As the COVID-19 pandemic showed, continuous preparedness for various risks is critical for healthcare organizations. Indeed, similar disasters demand hospitals be constantly ready to help patients (Zeenny et al., 2020). Unpreparedness for emergencies may be caused by the lack of financial resources and a wrong vision among administrators (Zeenny et al., 2020). Still, inadequate foresight may persist due to insufficient knowledge and data in this area because hospital managers make plans and decisions based on the available information from research or other healthcare institutions (Shaffer, 2020). Therefore, attaining successful outcomes at times of crisis requires “a high level of continuous readiness,” which can be reached by appropriate planning (Shaffer, 2020, para. 2). A skilled team is also necessary for hospitals with good risk preparedness (Shaffer, 2020). However, not many clinical workers understand the importance of this topic. According to the 2016-2019 American College of Healthcare Executives survey, less than 1% of CEOs of health organizations viewed risk readiness as their primary concern (Shaffer, 2020). Continuous preparedness should always be prioritized in hospitals because, in this case, clinicians’ and patients’ lives may be at stake.
If healthcare workers do not engage in continuous readiness efforts, the consequences may be severe for individuals and organizations. For example, when the Ebola outbreak occurred in West Africa in 2014-2016, the U.S. Department of Health decided to prepare hospitals to accept potentially infected travelers who returned to the country (Flinn et al., 2020). However, the Johns Hopkins Hospital biocontainment unit was unprepared for 60% of the study time because of dysfunctional autoclaves and understaffing during night shifts (Flinn et al., 2020). Fortunately, these violations were discovered before a potential disaster; thus, this healthcare institution had a chance to improve the situation.
When a crisis occurs, hospitals must relocate their resources to provide maximally effective patient care. Risk-based financing “involves an organization’s methods for efficiently and effectively funding loss that results from risk” (NEJM Catalyst, 2018, para. 19). The potential fraud temptations, in this case, include performing unnecessary procedures to generate insurance payments, charging for services that were not provided, upcoding, and falsifying diagnoses to justify useless interventions (Peck & McKenna, 2017). Therefore, creating an anti-fraud culture in hospitals is crucial to prevent such incidents.
Regulatory non-compliance in healthcare is a failure to follow established rules, leading to unpleasant outcomes. If hospitals systemically violate continuous readiness or other standards, the risk is paying 3.5 more than in the case of compliance (PowerDMS, 2020). However, the consequences are not only substantial financial fines but also lawsuits that may affect an organization’s reputation. Thus, hospitals should strive to comply with institutional standards and have continuous preparedness for potential risks. In fact, the latter is a “full-time effort,” demanding constant input of corporate knowledge and skills to improve the existing system and reveal its flaws (Stymiest, 2018, para. 1). Frequent surveys and checks are the potential ways to maintain organizational readiness.

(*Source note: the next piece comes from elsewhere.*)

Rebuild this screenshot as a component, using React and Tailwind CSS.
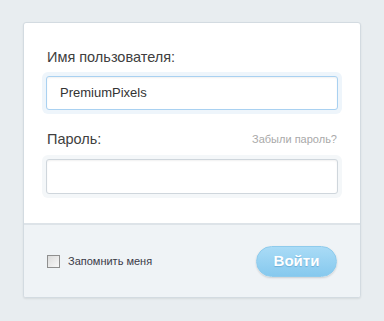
export default function App() {
  return (
    <div className="w-[384px] h-[321px] bg-[#e8edf0] pt-[22px] pl-[23px]" style={{ fontFamily: '"Liberation Sans", Arial, sans-serif' }}>
      <div className="w-[338px] h-[276px] bg-white border border-[#d3dbe1] rounded-[3px] shadow-[0_1px_2px_rgba(0,0,0,0.08)] flex flex-col overflow-hidden">
        <div className="px-[23px] pt-[25px] h-[200px] flex flex-col">
          <label className="text-[14.5px] leading-[18px] text-[#404040]">Имя пользователя:</label>
          <div className="mt-[6px] -mx-[5px] p-[4px] rounded-[6px] bg-[#eef5fb]">
            <div className="h-[34px] bg-white border border-[#a9d1f1] rounded-[3px] flex items-center px-[13px] shadow-[inset_0_1px_2px_rgba(0,0,0,0.06)]">
              <span className="text-[13px] text-[#333]">PremiumPixels</span>
            </div>
          </div>
          <div className="mt-[16px] flex items-end justify-between">
            <label className="text-[14.5px] leading-[18px] text-[#404040]">Пароль:</label>
            <span className="text-[11px] leading-[14px] text-[#a9a9a9] mb-[2px]">Забыли пароль?</span>
          </div>
          <div className="mt-[7px] -mx-[5px] p-[4px] rounded-[6px] bg-[#f4f7f9]">
            <div className="h-[35px] bg-white border border-[#cfd6dc] rounded-[3px] shadow-[inset_0_1px_2px_rgba(0,0,0,0.06)]"></div>
          </div>
        </div>
        <div className="flex-1 bg-[#eff3f6] border-t-2 border-[#dde3e8] px-[23px] flex items-center justify-between">
          <div className="flex items-center gap-[8px]">
            <div className="w-[13px] h-[13px] border border-[#8f8f8f] bg-gradient-to-br from-[#dcdcdc] to-[#f8f8f8]"></div>
            <span className="text-[11px] text-[#3a3a48]">Запомнить меня</span>
          </div>
          <button className="w-[81px] h-[31px] rounded-full bg-gradient-to-b from-[#a9dbf6] to-[#86c9ee] border border-[#8fcbec] text-white font-bold text-[15px] shadow-[0_1px_2px_rgba(0,0,0,0.15)]" style={{ textShadow: '0 1px 1px rgba(0,80,140,0.25)' }}>Войти</button>
        </div>
      </div>
    </div>
  );
}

In summary, the concept of continuous preparedness in healthcare is essential because if hospitals are not ready for crises, employees and patients may be affected. Although many clinical administrators do not seem to comprehend this term fully, health institutions still try to plan their budgets based on the principles of risk financing. However, there are possible temptations in risk-based funding that result in fraudulent behavior of healthcare providers; hence, maintaining the culture of transparency is critical. Finally, since non-compliance with institutional regulations may have severe consequences for hospitals, healthcare organizations should conduct frequent assessments to evaluate readiness for future problems.
Flinn, B. J., Benza, J. J., Sauer, L. M., Sulmonte, C., Hynes, N. A., & Garibaldi, B. T. (2020). The risk of not being ready: A novel approach to managing constant readiness of a high-level isolation unit during times of inactivity. Health Security, 18(3), 212–218.
NEJM Catalyst. (2018). What is risk management in healthcare? NEJM Catalyst Innovations in Care Delivery.
Peck, S., & McKenna, L. (2017). Fraud in healthcare. Health Management, 17(2), 124-126.
PowerDMS. (2020). Consequences of non-compliance in healthcare.
Shaffer, J. (2020). From surge plans to a culture of readiness. American Nurse.
Stymiest, D.L. (2018). Tips to achieve continuous compliance readiness. Health Facilities Management.
Zeenny, R.M., Ramia, E., Akiki, Y., Hallit, S., & Salame, P. (2020). Assessing knowledge, attitude, practice, and preparedness of hospital pharmacists in Lebanon towards COVID-19 pandemic: A cross-sectional study. Journal of Pharmaceutical Policy and Practice, 13(54), 1-12.